The communications and marketing professions face “ominous, technology-driven challenges,” along with other challenges that “are intimate and nuanced, about our changing culture and responsibility,” Johnson said.
For PR and marketing, the dedication of volunteer Chapter leaders in associations such as PRSA and the American Marketing Association helps find solutions to the challenges facing those professions, he said.
“It’s this gathering of our friends and colleagues that pushes and explores new learnings, new ideas that drive relevance,” Johnson said. “If you’re coming up with new ideas, and you’re solving both consistent and new challenges, and you’re expanding, [then] you are achieving growth.”
‘Relevance is a badge’
As professional associations, “We need to make sure that the work we do reinforces mission and meaning,” Johnson said. For the American Marketing Association, the mission is “to be the essential community of marketing, providing resources and support. Growth needs to be in concert with our mission. And it all needs to wrap around relevance and impact.”

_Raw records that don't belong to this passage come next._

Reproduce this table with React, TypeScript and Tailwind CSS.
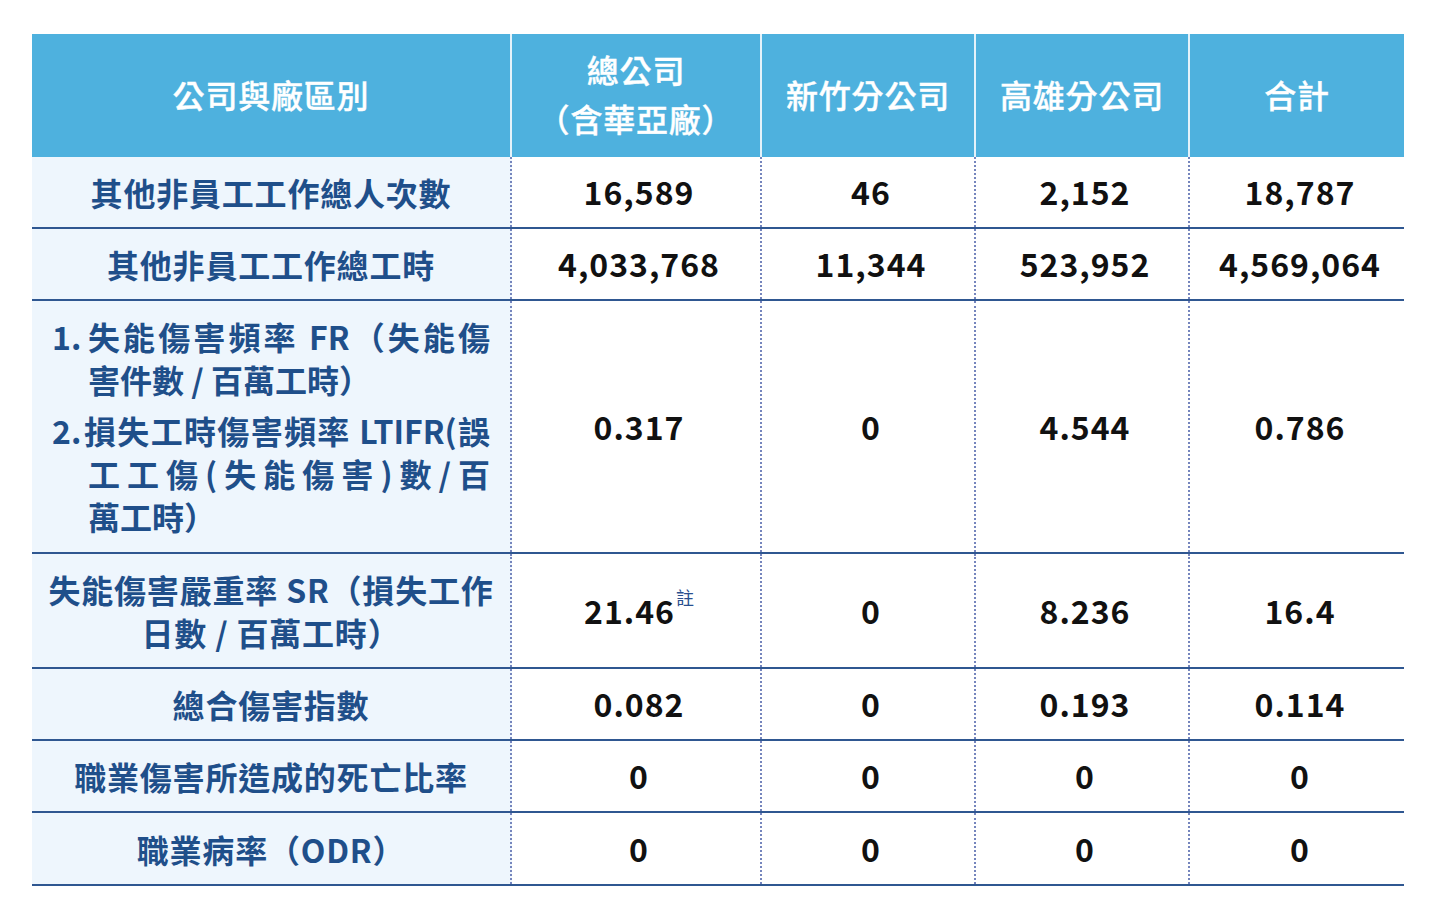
import React from "react";

const font = { fontFamily: '"Noto Sans CJK TC", "Noto Sans", sans-serif' };

type Row = { label: React.ReactNode; values: React.ReactNode[]; h: string };

const Num = ({ children }: { children: React.ReactNode }) => (
  <span className="text-[32px] font-bold tracking-[1px] text-[#111]">{children}</span>
);

const rows: Row[] = [
  { label: "其他非員工工作總人次數", values: ["16,589", "46", "2,152", "18,787"], h: "h-[72px]" },
  { label: "其他非員工工作總工時", values: ["4,033,768", "11,344", "523,952", "4,569,064"], h: "h-[72px]" },
  {
    label: (
      <div className="flex w-full flex-col gap-[8px] pl-[20px] pr-[20px] text-left leading-[43px] tracking-normal">
        <div className="flex">
          <span className="w-[36px] shrink-0">1.</span>
          <div className="min-w-0 flex-1">
            <div className="[text-align-last:justify]">失能傷害頻率 FR（失能傷</div>
            <div>害件數 / 百萬工時）</div>
          </div>
        </div>
        <div className="flex">
          <span className="w-[32px] shrink-0">2.</span>
          <div className="min-w-0 flex-1">
            <div className="whitespace-nowrap [text-align-last:justify]">損失工時傷害頻率 LTIFR(誤</div>
            <div className="pl-[4px] [text-align-last:justify]">工工傷(失能傷害)數/百</div>
            <div className="pl-[4px]">萬工時）</div>
          </div>
        </div>
      </div>
    ),
    values: ["0.317", "0", "4.544", "0.786"],
    h: "h-[253px]",
  },
  {
    label: (
      <div className="leading-[43px]">
        失能傷害嚴重率 SR（損失工作
        <br />
        日數 / 百萬工時）
      </div>
    ),
    values: [
      <>
        21.46
        <span className="ml-[1px] inline-block align-top pt-[2px] text-[18px] font-normal leading-none tracking-normal text-[#2a4f8f]">
          註
        </span>
      </>,
      "0",
      "8.236",
      "16.4",
    ],
    h: "h-[115px]",
  },
  { label: "總合傷害指數", values: ["0.082", "0", "0.193", "0.114"], h: "h-[72px]" },
  { label: "職業傷害所造成的死亡比率", values: ["0", "0", "0", "0"], h: "h-[72px]" },
  { label: "職業病率（ODR）", values: ["0", "0", "0", "0"], h: "h-[73px]" },
];

const cols = "grid grid-cols-[480px_250px_214px_214px_214px]";

export default function App() {
  return (
    <div className="min-h-screen bg-white pl-[32px] pt-[34px]" style={font}>
      <div className="w-[1372px]">
        <div
          className={`${cols} h-[123px] bg-[#4eb1de] text-[32px] font-medium tracking-[0.8px] text-white [-webkit-text-stroke:0.4px_#fff]`}
        >
          <div className="flex items-center justify-center border-r-2 border-[#e4f2fa] pb-[3px]">公司與廠區別</div>
          <div className="flex flex-col items-center justify-center border-r-2 border-[#e4f2fa] pb-[3px] leading-[49px]">
            <span>總公司</span>
            <span>（含華亞廠）</span>
          </div>
          <div className="flex items-center justify-center border-r-2 border-[#e4f2fa] pb-[3px]">新竹分公司</div>
          <div className="flex items-center justify-center border-r-2 border-[#e4f2fa] pb-[3px]">高雄分公司</div>
          <div className="flex items-center justify-center pb-[3px]">合計</div>
        </div>
        {rows.map((r, i) => (
          <div key={i} className={`${cols} ${r.h} border-b-2 border-[#2f5791]`}>
            <div className="flex items-center justify-center border-r-2 border-dotted border-[#7585bd] bg-[#eef6fd] text-center text-[32px] font-bold tracking-[0.8px] text-[#1f4f8a]">
              {r.label}
            </div>
            {r.values.map((v, j) => (
              <div
                key={j}
                className={`flex items-center justify-center pb-[2px] pl-[6px] ${j < 3 ? "border-r-2 border-dotted border-[#7585bd]" : ""}`}
              >
                <Num>{v}</Num>
              </div>
            ))}
          </div>
        ))}
      </div>
    </div>
  );
}
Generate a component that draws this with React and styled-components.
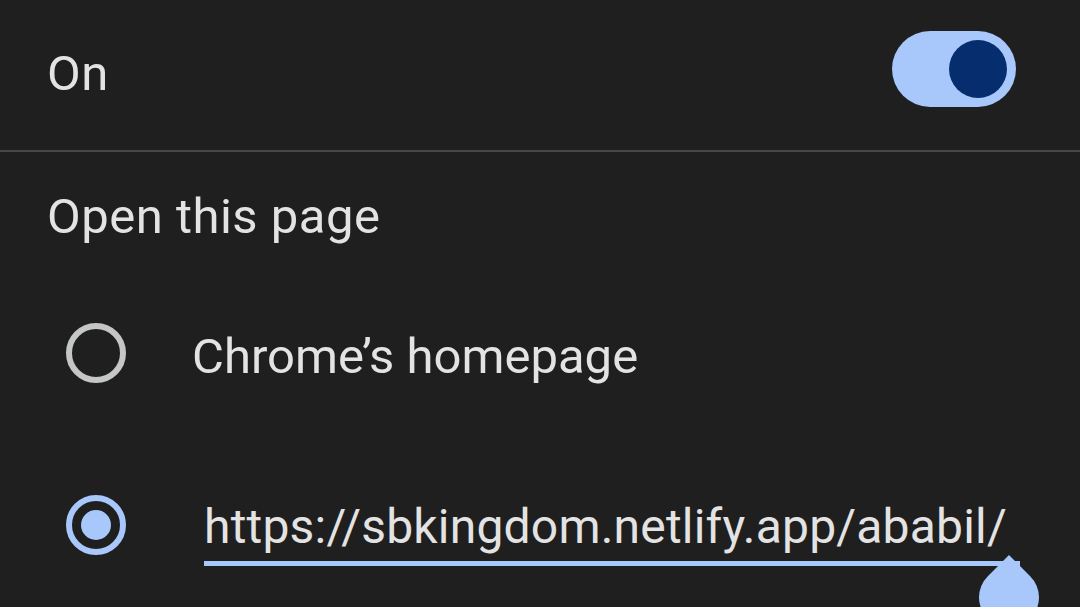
import React from "react";
import styled, { createGlobalStyle } from "styled-components";

const Global = createGlobalStyle`
  html, body { margin: 0; padding: 0; background: #1f1f1f; }
  body { font-family: Roboto, "Noto Sans", sans-serif; color: #e3e3e3; overflow: hidden; }
`;

const Page = styled.div`
  width: 1080px;
  height: 607px;
  background: #1f1f1f;
  position: relative;
  overflow: hidden;
`;

const Header = styled.div`
  height: 150px;
  display: flex;
  align-items: center;
  justify-content: space-between;
  padding: 0 64px 0 47px;
  box-sizing: border-box;
`;

const Title = styled.div`
  font-size: 49px;
  line-height: 1;
  letter-spacing: 0.5px;
  margin-bottom: ${(p) => p.$mb || 0}px;
`;

const Track = styled.div`
  width: 124px;
  height: 76px;
  border-radius: 38px;
  background: #a8c7fa;
  display: flex;
  align-items: center;
  justify-content: flex-end;
  padding-right: 9px;
  box-sizing: border-box;
  margin-bottom: 12px;
`;

const Thumb = styled.div`
  width: 58px;
  height: 58px;
  border-radius: 50%;
  background: #062e6f;
`;

const Divider = styled.div`
  height: 2px;
  background: #474747;
`;

const Section = styled.div`
  padding: 40px 0 0 47px;
`;

const Options = styled.div`
  display: flex;
  flex-direction: column;
  padding-left: 19px;
  margin-top: 82px;
  gap: 112px;
`;

const Option = styled.div`
  display: flex;
  align-items: center;
  height: 60px;
`;

const Radio = styled.div`
  width: 60px;
  height: 60px;
  border-radius: 50%;
  border: 6px solid ${(p) => (p.$checked ? "#a8c7fa" : "#c4c7c5")};
  box-sizing: border-box;
  display: flex;
  align-items: center;
  justify-content: center;
  flex: none;
`;

const Dot = styled.div`
  width: 30px;
  height: 30px;
  border-radius: 50%;
  background: #a8c7fa;
`;

const Label = styled.div`
  font-size: 49px;
  line-height: 1;
  margin-left: 66px;
  margin-top: 6px;
`;

const Field = styled.div`
  margin-left: 78px;
  width: 816px;
  position: relative;
  border-bottom: 5px solid #a8c7fa;
  padding-bottom: 10px;
  margin-top: 18px;
`;

const FieldText = styled.div`
  font-size: 48px;
  line-height: 1;
  letter-spacing: 0.2px;
  white-space: nowrap;
`;

const Handle = styled.svg`
  position: absolute;
  left: 775px;
  bottom: -74px;
`;

export default function App() {
  return (
    <Page>
      <Global />
      <Header>
        <Title $mb={4}>On</Title>
        <Track>
          <Thumb />
        </Track>
      </Header>
      <Divider />
      <Section>
        <Title>Open this page</Title>
        <Options>
          <Option>
            <Radio />
            <Label>Chrome’s homepage</Label>
          </Option>
          <Option>
            <Radio $checked>
              <Dot />
            </Radio>
            <Field>
              <FieldText>https://sbkingdom.netlify.app/ababil/</FieldText>
              <Handle width="60" height="80" viewBox="0 0 60 80">
                <path d="M30 0 L51.2 21.2 A30 30 0 1 1 8.8 21.2 Z" fill="#a8c7fa" />
              </Handle>
            </Field>
          </Option>
        </Options>
      </Section>
    </Page>
  );
}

Relevance is a badge that professional associations have to earn, he said. And being relevant as an association means understanding and meeting the needs of people in the field that the association represents.
At the American Marketing Association, “Our superpower is the dynamism of our community,” he said.
Joining organizations such as PRSA and the American Marketing Association “changes people’s lives and careers,” Johnson said.